The problem is SK Hynix doesn't offer options yet. So these geniuses are stuck. They've done the research. They've watched the YouTube explainer. They know memory is the bottleneck inside the bottleneck. They're ready to leverage themselves into oblivion. But the casino hasn't opened this table yet.

They're calling themselves "bottleneck bros" which sounds like a podcast that gets cancelled after three episodes. The thesis is simple: SK Hynix is the next Micron. Micron went up. Therefore SK Hynix will go up. This is the kind of analysis that gets you a Substack with forty-seven subscribers.

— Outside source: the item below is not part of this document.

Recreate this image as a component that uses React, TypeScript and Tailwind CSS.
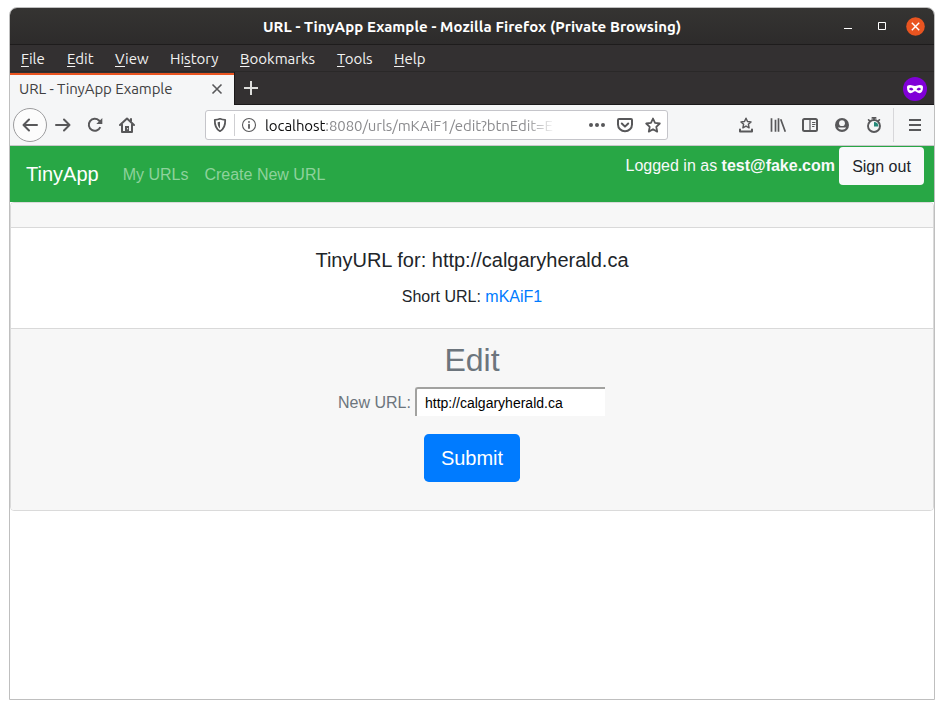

The AI supply chain has more choke points than a Heimlich training video. Every six weeks retail finds a new one. First it was Nvidia. Then it was the power grid. Then it was cooling systems. Now it's memory chips. Next month it'll be the guy who delivers sandwiches to the night shift at the Taiwan fab.

SK Hynix is a real company that makes a real product. The stock might go up. It might go down. The chart shows exactly nothing about what happens next. But retail traders have convinced themselves they've found the secret level. They're waiting at the options counter like it's a Supreme drop.

The exchange will list those options eventually. Retail will buy calls. Some will print. Most will expire worthless. Two years from now these same traders will be hunting bottlenecks in quantum computing or whatever comes next. The thesis never changes. Only the ticker does.

Somewhere a SK Hynix executive is getting briefed on American retail options flow and wondering what his company did to deserve this.